Do this
Retype the data that follows line by line, exactly, and leave its pictures out.

Information supplied
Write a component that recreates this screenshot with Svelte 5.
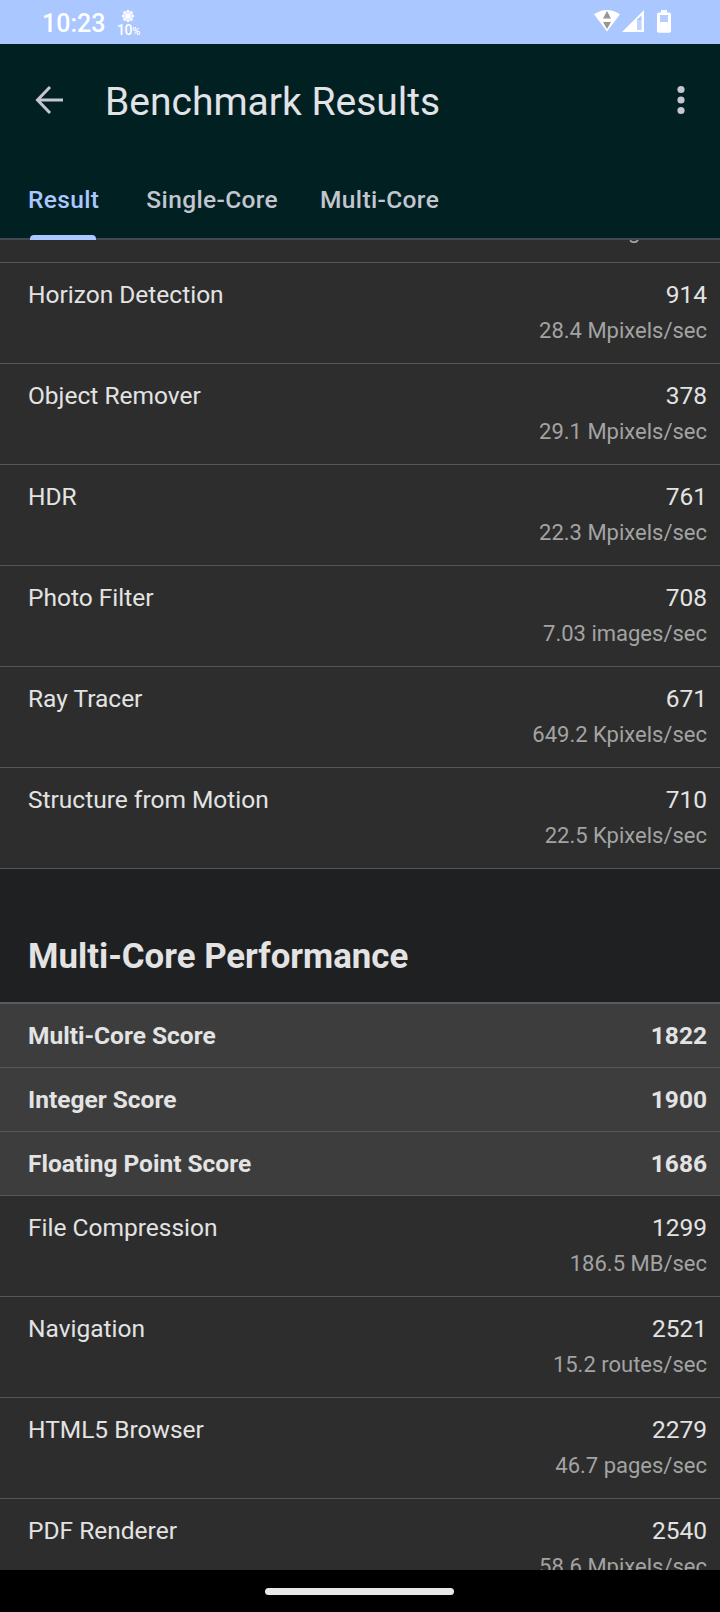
<script>
  const tabs = ['Result', 'Single-Core', 'Multi-Core'];
  const single = [
    ['Horizon Detection', '914', '28.4 Mpixels/sec'],
    ['Object Remover', '378', '29.1 Mpixels/sec'],
    ['HDR', '761', '22.3 Mpixels/sec'],
    ['Photo Filter', '708', '7.03 images/sec'],
    ['Ray Tracer', '671', '649.2 Kpixels/sec'],
    ['Structure from Motion', '710', '22.5 Kpixels/sec']
  ];
  const scores = [
    ['Multi-Core Score', '1822'],
    ['Integer Score', '1900'],
    ['Floating Point Score', '1686']
  ];
  const multi = [
    ['File Compression', '1299', '186.5 MB/sec'],
    ['Navigation', '2521', '15.2 routes/sec'],
    ['HTML5 Browser', '2279', '46.7 pages/sec'],
    ['PDF Renderer', '2540', '58.6 Mpixels/sec']
  ];
</script>

{#snippet row([name, score, rate])}
  <div class="row">
    <span>{name}</span>
    <div class="values">
      <span>{score}</span>
      <span class="rate">{rate}</span>
    </div>
  </div>
{/snippet}

<div class="screen">
  <div class="status">
    <span class="time">10:23</span>
    <div class="brightness">
      <svg width="14" height="14" viewBox="0 0 14 14">
        <path d="M7 .3L8.700 2.500 11.700 2.300 11.500 5.300 13.700 7 11.500 8.700 11.700 11.700 8.700 11.500 7 13.700 5.300 11.500 2.300 11.700 2.500 8.700 .3 7 2.500 5.300 2.300 2.300 5.300 2.500Z" fill="#fff" />
        <circle cx="7" cy="7" r="3.400" fill="none" stroke="#aac7ff" stroke-width=".6" />
      </svg>
      <span class="pct">10<small>%</small></span>
    </div>
    <svg class="signals" width="80" height="26" viewBox="0 0 80 26">
      <path d="M0 6.300Q13-2.500 26 6.300L13 23.500Z" fill="#fff" />
      <path d="M13 3l4 7.500H9ZM9 14h8L13 21Z" fill="#969696" />
      <path fill-rule="evenodd" d="M28 24L50 2V24ZM43 11.500V22H47.500V7.500Z" fill="#fff" />
      <path d="M43 12H47.500V22H43Z" fill="#fff" opacity=".25" />
      <path d="M67 2h6v2.500h2.200q1.800 0 1.800 1.800V23q0 1.800-1.800 1.800H64.800q-1.800 0-1.800-1.800V6.300q0-1.800 1.800-1.800h2.200Z" fill="#fff" />
      <path d="M66 7h8v7h-8Z" fill="#b6ceff" />
    </svg>
  </div>

  <header>
    <div class="bar">
      <svg class="back" width="30" height="30" viewBox="0 0 30 30" fill="none" stroke="#c7c6d0" stroke-width="3">
        <path d="M16 2L3.500 15l12.500 13M3 15h26" />
      </svg>
      <h1>Benchmark Results</h1>
      <svg class="more" width="8" height="30" viewBox="0 0 8 30" fill="#c7c6d0">
        <circle cx="4" cy="4.500" r="3.600" /><circle cx="4" cy="15" r="3.600" /><circle cx="4" cy="25.500" r="3.600" />
      </svg>
    </div>
    <nav>
      {#each tabs as tab, i}
        <div class="tab" class:active={i === 0}>{tab}</div>
      {/each}
    </nav>
  </header>

  <main>
    <div class="clipped"><span class="rate">images/sec</span></div>
    {#each single as item}{@render row(item)}{/each}
    <h2>Multi-Core Performance</h2>
    {#each scores as [name, score]}
      <div class="row score"><span>{name}</span><span>{score}</span></div>
    {/each}
    {#each multi as item}{@render row(item)}{/each}
  </main>

  <footer><div class="handle"></div></footer>
</div>

<style>
  :global(body) { margin: 0; background: #000; }
  .screen {
    width: 720px; height: 1612px; display: flex; flex-direction: column;
    overflow: hidden; font-family: Roboto, sans-serif; color: #e3e3e3;
  }
  .status {
    height: 44px; flex: none; box-sizing: border-box; background: #aac7ff; color: #fff;
    display: flex; align-items: flex-start; padding: 8px 46px 0 42px;
  }
  .time { font-size: 25px; line-height: 32px; font-weight: 500; }
  .brightness { display: flex; flex-direction: column; align-items: center; margin: 1px 0 0 12px; width: 22px; }
  .brightness svg { display: block; }
  .pct { font-size: 14px; line-height: 14px; font-weight: 500; white-space: nowrap; letter-spacing: -.4px; }
  small { font-size: 11px; }
  .signals { margin-left: auto; }
  header { height: 196px; flex: none; box-sizing: border-box; background: #002022; border-bottom: 2px solid #43474e; }
  .bar { height: 113px; display: flex; align-items: center; padding: 0 35px 0 34px; }
  .back, .more { margin-bottom: 2px; }
  h1 { margin: 2px auto 0 41px; font-size: 39px; line-height: 46px; font-weight: 400; color: #e3e2e6; }
  nav { display: flex; height: 81px; padding-left: 28px; gap: 47px; font-size: 24.5px; font-weight: 500; color: #c3c6cf; }
  .tab { line-height: 85px; height: 83px; position: relative; letter-spacing: .36px; }
  .tab:last-child { margin-left: -5px; }
  .active { color: #aac7ff; }
  .active::after {
    content: ''; position: absolute; left: 2px; width: 66px; bottom: 0; height: 5px;
    background: #aac7ff; border-radius: 4px 4px 0 0;
  }
  main { flex: 1; min-height: 0; overflow: hidden; background: #1f2022; display: flex; flex-direction: column; }
  .clipped {
    height: 23px; flex: none; box-sizing: border-box; background: #2d2d2d; border-bottom: 1px solid #565656;
    display: flex; align-items: flex-end; justify-content: flex-end; padding: 0 13px 18px 0; overflow: hidden;
  }
  .row {
    height: 101px; flex: none; box-sizing: border-box; display: flex; justify-content: space-between;
    padding: 18px 13px 0 28px; background: #2d2d2d; border-bottom: 1px solid #565656;
    font-size: 24.5px; line-height: 28px;
  }
  .values { display: flex; flex-direction: column; align-items: flex-end; gap: 9px; }
  .rate { font-size: 22px; line-height: 26px; color: #a3a3a3; }
  h2 {
    flex: none; box-sizing: border-box; height: 135px; margin: 0; padding: 66px 28px 0; border-bottom: 2px solid #5a5b5d;
    font-size: 34.8px; line-height: 42px; font-weight: 700;
  }
  .score { height: 64px; background: #3d3d3d; font-weight: 700; }
  footer { height: 42px; flex: none; background: #000; display: flex; justify-content: center; align-items: center; }
  .handle { width: 189px; height: 7px; border-radius: 4px; background: #e8e8e8; margin-right: 1px; }
</style>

Answer to the exercise
Write a component that recreates this screenshot with Svelte 5.
<script>
  const tabs = ['Result', 'Single-Core', 'Multi-Core'];
  const single = [
    ['Horizon Detection', '914', '28.4 Mpixels/sec'],
    ['Object Remover', '378', '29.1 Mpixels/sec'],
    ['HDR', '761', '22.3 Mpixels/sec'],
    ['Photo Filter', '708', '7.03 images/sec'],
    ['Ray Tracer', '671', '649.2 Kpixels/sec'],
    ['Structure from Motion', '710', '22.5 Kpixels/sec']
  ];
  const scores = [
    ['Multi-Core Score', '1822'],
    ['Integer Score', '1900'],
    ['Floating Point Score', '1686']
  ];
  const multi = [
    ['File Compression', '1299', '186.5 MB/sec'],
    ['Navigation', '2521', '15.2 routes/sec'],
    ['HTML5 Browser', '2279', '46.7 pages/sec'],
    ['PDF Renderer', '2540', '58.6 Mpixels/sec']
  ];
</script>

{#snippet row([name, score, rate])}
  <div class="row">
    <span>{name}</span>
    <div class="values">
      <span>{score}</span>
      <span class="rate">{rate}</span>
    </div>
  </div>
{/snippet}

<div class="screen">
  <div class="status">
    <span class="time">10:23</span>
    <div class="brightness">
      <svg width="14" height="14" viewBox="0 0 14 14">
        <path d="M7 .3L8.700 2.500 11.700 2.300 11.500 5.300 13.700 7 11.500 8.700 11.700 11.700 8.700 11.500 7 13.700 5.300 11.500 2.300 11.700 2.500 8.700 .3 7 2.500 5.300 2.300 2.300 5.300 2.500Z" fill="#fff" />
        <circle cx="7" cy="7" r="3.400" fill="none" stroke="#aac7ff" stroke-width=".6" />
      </svg>
      <span class="pct">10<small>%</small></span>
    </div>
    <svg class="signals" width="80" height="26" viewBox="0 0 80 26">
      <path d="M0 6.300Q13-2.500 26 6.300L13 23.500Z" fill="#fff" />
      <path d="M13 3l4 7.500H9ZM9 14h8L13 21Z" fill="#969696" />
      <path fill-rule="evenodd" d="M28 24L50 2V24ZM43 11.500V22H47.500V7.500Z" fill="#fff" />
      <path d="M43 12H47.500V22H43Z" fill="#fff" opacity=".25" />
      <path d="M67 2h6v2.500h2.200q1.800 0 1.800 1.800V23q0 1.800-1.800 1.800H64.800q-1.800 0-1.800-1.800V6.300q0-1.800 1.800-1.800h2.200Z" fill="#fff" />
      <path d="M66 7h8v7h-8Z" fill="#b6ceff" />
    </svg>
  </div>

  <header>
    <div class="bar">
      <svg class="back" width="30" height="30" viewBox="0 0 30 30" fill="none" stroke="#c7c6d0" stroke-width="3">
        <path d="M16 2L3.500 15l12.500 13M3 15h26" />
      </svg>
      <h1>Benchmark Results</h1>
      <svg class="more" width="8" height="30" viewBox="0 0 8 30" fill="#c7c6d0">
        <circle cx="4" cy="4.500" r="3.600" /><circle cx="4" cy="15" r="3.600" /><circle cx="4" cy="25.500" r="3.600" />
      </svg>
    </div>
    <nav>
      {#each tabs as tab, i}
        <div class="tab" class:active={i === 0}>{tab}</div>
      {/each}
    </nav>
  </header>

  <main>
    <div class="clipped"><span class="rate">images/sec</span></div>
    {#each single as item}{@render row(item)}{/each}
    <h2>Multi-Core Performance</h2>
    {#each scores as [name, score]}
      <div class="row score"><span>{name}</span><span>{score}</span></div>
    {/each}
    {#each multi as item}{@render row(item)}{/each}
  </main>

  <footer><div class="handle"></div></footer>
</div>

<style>
  :global(body) { margin: 0; background: #000; }
  .screen {
    width: 720px; height: 1612px; display: flex; flex-direction: column;
    overflow: hidden; font-family: Roboto, sans-serif; color: #e3e3e3;
  }
  .status {
    height: 44px; flex: none; box-sizing: border-box; background: #aac7ff; color: #fff;
    display: flex; align-items: flex-start; padding: 8px 46px 0 42px;
  }
  .time { font-size: 25px; line-height: 32px; font-weight: 500; }
  .brightness { display: flex; flex-direction: column; align-items: center; margin: 1px 0 0 12px; width: 22px; }
  .brightness svg { display: block; }
  .pct { font-size: 14px; line-height: 14px; font-weight: 500; white-space: nowrap; letter-spacing: -.4px; }
  small { font-size: 11px; }
  .signals { margin-left: auto; }
  header { height: 196px; flex: none; box-sizing: border-box; background: #002022; border-bottom: 2px solid #43474e; }
  .bar { height: 113px; display: flex; align-items: center; padding: 0 35px 0 34px; }
  .back, .more { margin-bottom: 2px; }
  h1 { margin: 2px auto 0 41px; font-size: 39px; line-height: 46px; font-weight: 400; color: #e3e2e6; }
  nav { display: flex; height: 81px; padding-left: 28px; gap: 47px; font-size: 24.5px; font-weight: 500; color: #c3c6cf; }
  .tab { line-height: 85px; height: 83px; position: relative; letter-spacing: .36px; }
  .tab:last-child { margin-left: -5px; }
  .active { color: #aac7ff; }
  .active::after {
    content: ''; position: absolute; left: 2px; width: 66px; bottom: 0; height: 5px;
    background: #aac7ff; border-radius: 4px 4px 0 0;
  }
  main { flex: 1; min-height: 0; overflow: hidden; background: #1f2022; display: flex; flex-direction: column; }
  .clipped {
    height: 23px; flex: none; box-sizing: border-box; background: #2d2d2d; border-bottom: 1px solid #565656;
    display: flex; align-items: flex-end; justify-content: flex-end; padding: 0 13px 18px 0; overflow: hidden;
  }
  .row {
    height: 101px; flex: none; box-sizing: border-box; display: flex; justify-content: space-between;
    padding: 18px 13px 0 28px; background: #2d2d2d; border-bottom: 1px solid #565656;
    font-size: 24.5px; line-height: 28px;
  }
  .values { display: flex; flex-direction: column; align-items: flex-end; gap: 9px; }
  .rate { font-size: 22px; line-height: 26px; color: #a3a3a3; }
  h2 {
    flex: none; box-sizing: border-box; height: 135px; margin: 0; padding: 66px 28px 0; border-bottom: 2px solid #5a5b5d;
    font-size: 34.8px; line-height: 42px; font-weight: 700;
  }
  .score { height: 64px; background: #3d3d3d; font-weight: 700; }
  footer { height: 42px; flex: none; background: #000; display: flex; justify-content: center; align-items: center; }
  .handle { width: 189px; height: 7px; border-radius: 4px; background: #e8e8e8; margin-right: 1px; }
</style>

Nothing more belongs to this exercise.